| CHALLENGE |
Copy out the listing that follows, exactly, without its pictures.

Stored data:
○ ○ ○ ○

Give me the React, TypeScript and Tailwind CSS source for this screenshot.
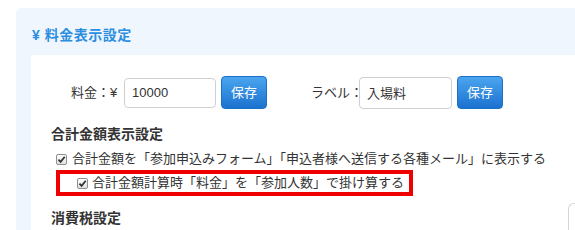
import React from 'react';

const font = '"Liberation Sans", "Noto Sans CJK JP", sans-serif';

function Check() {
    return (
        <span className="inline-flex h-[11px] w-[11px] shrink-0 items-center justify-center rounded-[2px] border border-[#8f8f8f] bg-gradient-to-b from-white to-[#e2e2e2]">
            <svg viewBox="0 0 10 10" className="h-[9px] w-[9px]">
                <path d="M1.6 5.2 L4 7.6 L8.6 2" fill="none" stroke="#333" strokeWidth="2" />
            </svg>
        </span>
    );
}

function SaveButton() {
    return (
        <button className="h-[33px] w-[46px] shrink-0 rounded-[4px] border border-[#1c6fc6] bg-gradient-to-b from-[#4ba5ee] to-[#1a72cf] text-[13px] text-white">
            保存
        </button>
    );
}

export default function App() {
    return (
        <div className="relative h-[230px] w-[575px] overflow-hidden bg-white pl-[16px] pt-[8px] text-[#333]" style={{ fontFamily: font }}>
            <div className="flex h-[240px] flex-col rounded-tl-[6px] bg-[#eff6fe]">
                <div className="flex h-[47px] items-start pl-[16px] pt-[17px]">
                    <h1 className="text-[14px] font-bold leading-[20px] tracking-[0.5px] text-[#2b8ede]">¥ 料金表示設定</h1>
                </div>
                <div className="ml-[15px] flex-1 bg-white">
                    <div className="mt-[21px] flex h-[33px] items-center whitespace-nowrap pl-[40px] text-[13px]">
                        <span className="w-[53px] shrink-0">料金：¥</span>
                        <input
                            defaultValue="10000"
                            className="h-[30px] w-[92px] shrink-0 rounded-[4px] border border-[#cfcfcf] px-[7px] text-[13px] text-[#333] outline-none"
                        />
                        <span className="w-[5px] shrink-0" />
                        <SaveButton />
                        <span className="w-[44px] shrink-0" />
                        <span className="w-[48px] shrink-0">ラベル：</span>
                        <input
                            defaultValue="入場料"
                            className="h-[32px] w-[93px] shrink-0 rounded-[4px] border border-[#cfcfcf] px-[7px] text-[13px] text-[#333] outline-none"
                        />
                        <span className="w-[5px] shrink-0" />
                        <SaveButton />
                    </div>
                    <div className="pl-[20px] pt-[15px]">
                        <h2 className="text-[14px] font-bold leading-[20px]">合計金額表示設定</h2>
                        <div className="mt-[4px] flex h-[22px] items-center gap-[5px] whitespace-nowrap pl-[5px] text-[13px]">
                            <Check />
                            <span>合計金額を「参加申込みフォーム」「申込者様へ送信する各種メール」に表示する</span>
                        </div>
                        <div className="ml-[5px] flex h-[26px] w-[357px] items-center gap-[4px] whitespace-nowrap border-4 border-[#ee0000] pl-[17px] text-[13px]">
                            <Check />
                            <span>合計金額計算時「料金」を「参加人数」で掛け算する</span>
                        </div>
                        <h2 className="mt-[12px] text-[14px] font-bold leading-[20px]">消費税設定</h2>
                    </div>
                </div>
            </div>
            <div className="absolute left-[568px] top-[203px] h-[40px] w-[30px] rounded-tl-[6px] border-l border-t border-[#d6d6d6]" />
        </div>
    );
}
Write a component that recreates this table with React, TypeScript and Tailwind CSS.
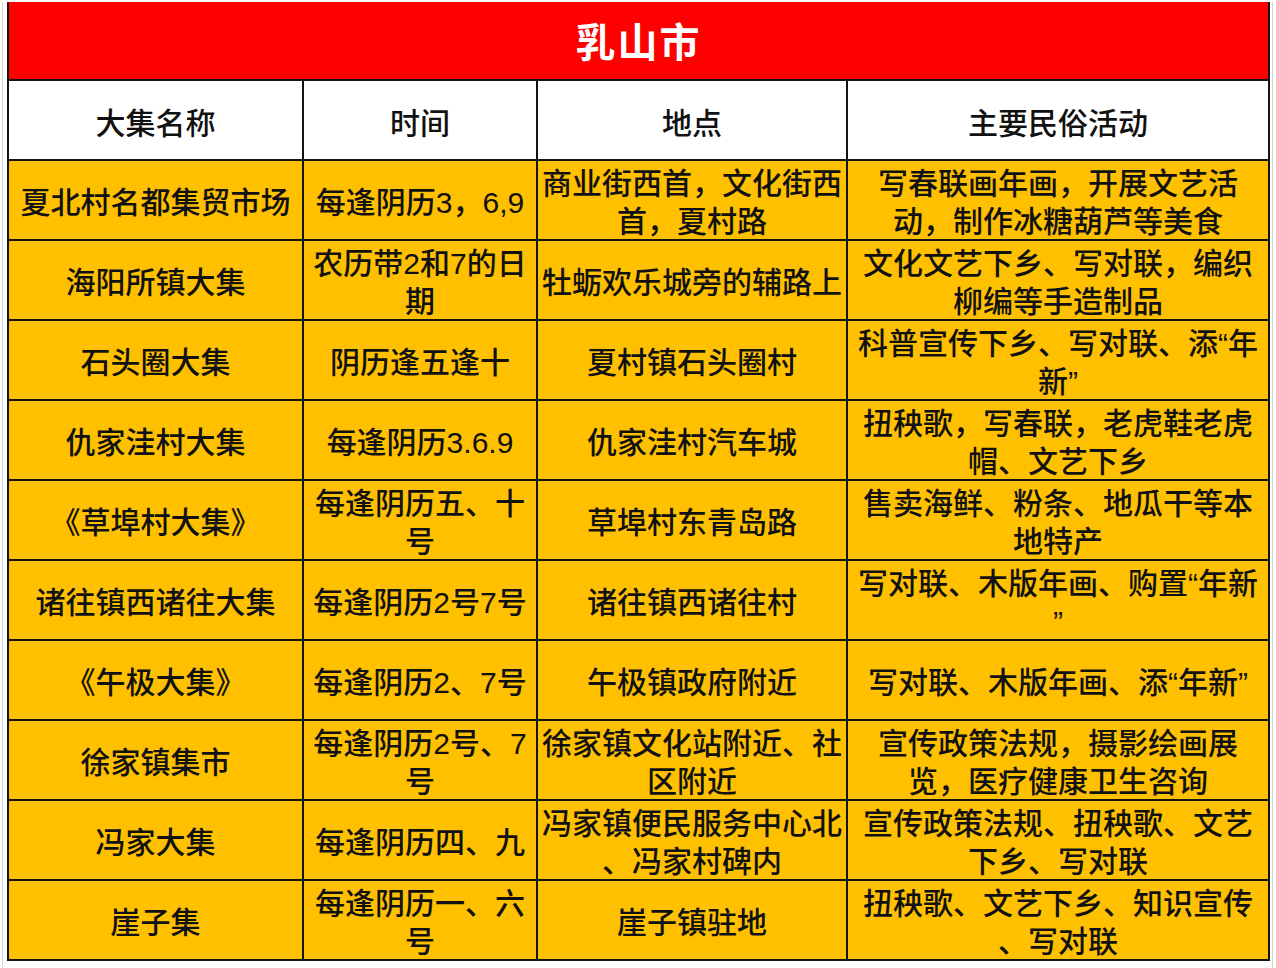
const rows: string[][][] = [
  [['夏北村名都集贸市场'], ['每逢阴历3，6,9'], ['商业街西首，文化街西', '首，夏村路'], ['写春联画年画，开展文艺活', '动，制作冰糖葫芦等美食']],
  [['海阳所镇大集'], ['农历带2和7的日', '期'], ['牡蛎欢乐城旁的辅路上'], ['文化文艺下乡、写对联，编织', '柳编等手造制品']],
  [['石头圈大集'], ['阴历逢五逢十'], ['夏村镇石头圈村'], ['科普宣传下乡、写对联、添“年', '新”']],
  [['仇家洼村大集'], ['每逢阴历3.6.9'], ['仇家洼村汽车城'], ['扭秧歌，写春联，老虎鞋老虎', '帽、文艺下乡']],
  [['《草埠村大集》'], ['每逢阴历五、十', '号'], ['草埠村东青岛路'], ['售卖海鲜、粉条、地瓜干等本', '地特产']],
  [['诸往镇西诸往大集'], ['每逢阴历2号7号'], ['诸往镇西诸往村'], ['写对联、木版年画、购置“年新', '”']],
  [['《午极大集》'], ['每逢阴历2、7号'], ['午极镇政府附近'], ['写对联、木版年画、添“年新”']],
  [['徐家镇集市'], ['每逢阴历2号、7', '号'], ['徐家镇文化站附近、社', '区附近'], ['宣传政策法规，摄影绘画展', '览，医疗健康卫生咨询']],
  [['冯家大集'], ['每逢阴历四、九'], ['冯家镇便民服务中心北', '、冯家村碑内'], ['宣传政策法规、扭秧歌、文艺', '下乡、写对联']],
  [['崖子集'], ['每逢阴历一、六', '号'], ['崖子镇驻地'], ['扭秧歌、文艺下乡、知识宣传', '、写对联']],
]

const headers = ['大集名称', '时间', '地点', '主要民俗活动']

function Cell({ lines, bg }: { lines: string[]; bg: string }) {
  return (
    <div className={`${bg} h-[78px] pt-[6px] flex flex-col items-center justify-center text-center text-[30px] leading-[38px] font-medium text-[#111] whitespace-nowrap overflow-hidden`}>
      {lines.map((l, i) => (
        <span key={i}>{l}</span>
      ))}
    </div>
  )
}

export default function App() {
  return (
    <div
      className="w-[1276px] h-[968px] bg-white flex pt-[2px]"
      style={{ fontFamily: '"Liberation Sans", "Noto Sans CJK SC", sans-serif' }}
    >
      <div className="w-[7px] flex justify-start pl-[2px]">
        <div className="w-px h-full bg-[#d4d4d4]" />
      </div>
      <div className="grid grid-cols-[293px_232px_308px_420px] gap-[2px] bg-[#141414] px-[2px] pb-[2px] h-fit">
        <div className="col-span-4 h-[77px] pt-[4px] bg-[#ff0000] flex items-center justify-center text-white text-[40px] font-bold tracking-[2px]">
          乳山市
        </div>
        {headers.map((h) => (
          <div key={h} className="h-[78px] pt-[6px] bg-white flex items-center justify-center text-[30px] font-medium text-[#111]">
            {h}
          </div>
        ))}
        {rows.map((r, i) =>
          r.map((c, j) => <Cell key={`${i}-${j}`} lines={c} bg="bg-[#ffc000]" />)
        )}
      </div>
      <div className="flex-1 flex justify-start pl-[2px]">
        <div className="w-px h-full bg-[#d4d4d4]" />
      </div>
    </div>
  )
}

○ ○ ○ ○

| TASK OUTPUT |
Give me the React, TypeScript and Tailwind CSS source for this screenshot.
import React from 'react';

const font = '"Liberation Sans", "Noto Sans CJK JP", sans-serif';

function Check() {
    return (
        <span className="inline-flex h-[11px] w-[11px] shrink-0 items-center justify-center rounded-[2px] border border-[#8f8f8f] bg-gradient-to-b from-white to-[#e2e2e2]">
            <svg viewBox="0 0 10 10" className="h-[9px] w-[9px]">
                <path d="M1.6 5.2 L4 7.6 L8.6 2" fill="none" stroke="#333" strokeWidth="2" />
            </svg>
        </span>
    );
}

function SaveButton() {
    return (
        <button className="h-[33px] w-[46px] shrink-0 rounded-[4px] border border-[#1c6fc6] bg-gradient-to-b from-[#4ba5ee] to-[#1a72cf] text-[13px] text-white">
            保存
        </button>
    );
}

export default function App() {
    return (
        <div className="relative h-[230px] w-[575px] overflow-hidden bg-white pl-[16px] pt-[8px] text-[#333]" style={{ fontFamily: font }}>
            <div className="flex h-[240px] flex-col rounded-tl-[6px] bg-[#eff6fe]">
                <div className="flex h-[47px] items-start pl-[16px] pt-[17px]">
                    <h1 className="text-[14px] font-bold leading-[20px] tracking-[0.5px] text-[#2b8ede]">¥ 料金表示設定</h1>
                </div>
                <div className="ml-[15px] flex-1 bg-white">
                    <div className="mt-[21px] flex h-[33px] items-center whitespace-nowrap pl-[40px] text-[13px]">
                        <span className="w-[53px] shrink-0">料金：¥</span>
                        <input
                            defaultValue="10000"
                            className="h-[30px] w-[92px] shrink-0 rounded-[4px] border border-[#cfcfcf] px-[7px] text-[13px] text-[#333] outline-none"
                        />
                        <span className="w-[5px] shrink-0" />
                        <SaveButton />
                        <span className="w-[44px] shrink-0" />
                        <span className="w-[48px] shrink-0">ラベル：</span>
                        <input
                            defaultValue="入場料"
                            className="h-[32px] w-[93px] shrink-0 rounded-[4px] border border-[#cfcfcf] px-[7px] text-[13px] text-[#333] outline-none"
                        />
                        <span className="w-[5px] shrink-0" />
                        <SaveButton />
                    </div>
                    <div className="pl-[20px] pt-[15px]">
                        <h2 className="text-[14px] font-bold leading-[20px]">合計金額表示設定</h2>
                        <div className="mt-[4px] flex h-[22px] items-center gap-[5px] whitespace-nowrap pl-[5px] text-[13px]">
                            <Check />
                            <span>合計金額を「参加申込みフォーム」「申込者様へ送信する各種メール」に表示する</span>
                        </div>
                        <div className="ml-[5px] flex h-[26px] w-[357px] items-center gap-[4px] whitespace-nowrap border-4 border-[#ee0000] pl-[17px] text-[13px]">
                            <Check />
                            <span>合計金額計算時「料金」を「参加人数」で掛け算する</span>
                        </div>
                        <h2 className="mt-[12px] text-[14px] font-bold leading-[20px]">消費税設定</h2>
                    </div>
                </div>
            </div>
            <div className="absolute left-[568px] top-[203px] h-[40px] w-[30px] rounded-tl-[6px] border-l border-t border-[#d6d6d6]" />
        </div>
    );
}
Write a component that recreates this table with React, TypeScript and Tailwind CSS.
const rows: string[][][] = [
  [['夏北村名都集贸市场'], ['每逢阴历3，6,9'], ['商业街西首，文化街西', '首，夏村路'], ['写春联画年画，开展文艺活', '动，制作冰糖葫芦等美食']],
  [['海阳所镇大集'], ['农历带2和7的日', '期'], ['牡蛎欢乐城旁的辅路上'], ['文化文艺下乡、写对联，编织', '柳编等手造制品']],
  [['石头圈大集'], ['阴历逢五逢十'], ['夏村镇石头圈村'], ['科普宣传下乡、写对联、添“年', '新”']],
  [['仇家洼村大集'], ['每逢阴历3.6.9'], ['仇家洼村汽车城'], ['扭秧歌，写春联，老虎鞋老虎', '帽、文艺下乡']],
  [['《草埠村大集》'], ['每逢阴历五、十', '号'], ['草埠村东青岛路'], ['售卖海鲜、粉条、地瓜干等本', '地特产']],
  [['诸往镇西诸往大集'], ['每逢阴历2号7号'], ['诸往镇西诸往村'], ['写对联、木版年画、购置“年新', '”']],
  [['《午极大集》'], ['每逢阴历2、7号'], ['午极镇政府附近'], ['写对联、木版年画、添“年新”']],
  [['徐家镇集市'], ['每逢阴历2号、7', '号'], ['徐家镇文化站附近、社', '区附近'], ['宣传政策法规，摄影绘画展', '览，医疗健康卫生咨询']],
  [['冯家大集'], ['每逢阴历四、九'], ['冯家镇便民服务中心北', '、冯家村碑内'], ['宣传政策法规、扭秧歌、文艺', '下乡、写对联']],
  [['崖子集'], ['每逢阴历一、六', '号'], ['崖子镇驻地'], ['扭秧歌、文艺下乡、知识宣传', '、写对联']],
]

const headers = ['大集名称', '时间', '地点', '主要民俗活动']

function Cell({ lines, bg }: { lines: string[]; bg: string }) {
  return (
    <div className={`${bg} h-[78px] pt-[6px] flex flex-col items-center justify-center text-center text-[30px] leading-[38px] font-medium text-[#111] whitespace-nowrap overflow-hidden`}>
      {lines.map((l, i) => (
        <span key={i}>{l}</span>
      ))}
    </div>
  )
}

export default function App() {
  return (
    <div
      className="w-[1276px] h-[968px] bg-white flex pt-[2px]"
      style={{ fontFamily: '"Liberation Sans", "Noto Sans CJK SC", sans-serif' }}
    >
      <div className="w-[7px] flex justify-start pl-[2px]">
        <div className="w-px h-full bg-[#d4d4d4]" />
      </div>
      <div className="grid grid-cols-[293px_232px_308px_420px] gap-[2px] bg-[#141414] px-[2px] pb-[2px] h-fit">
        <div className="col-span-4 h-[77px] pt-[4px] bg-[#ff0000] flex items-center justify-center text-white text-[40px] font-bold tracking-[2px]">
          乳山市
        </div>
        {headers.map((h) => (
          <div key={h} className="h-[78px] pt-[6px] bg-white flex items-center justify-center text-[30px] font-medium text-[#111]">
            {h}
          </div>
        ))}
        {rows.map((r, i) =>
          r.map((c, j) => <Cell key={`${i}-${j}`} lines={c} bg="bg-[#ffc000]" />)
        )}
      </div>
      <div className="flex-1 flex justify-start pl-[2px]">
        <div className="w-px h-full bg-[#d4d4d4]" />
      </div>
    </div>
  )
}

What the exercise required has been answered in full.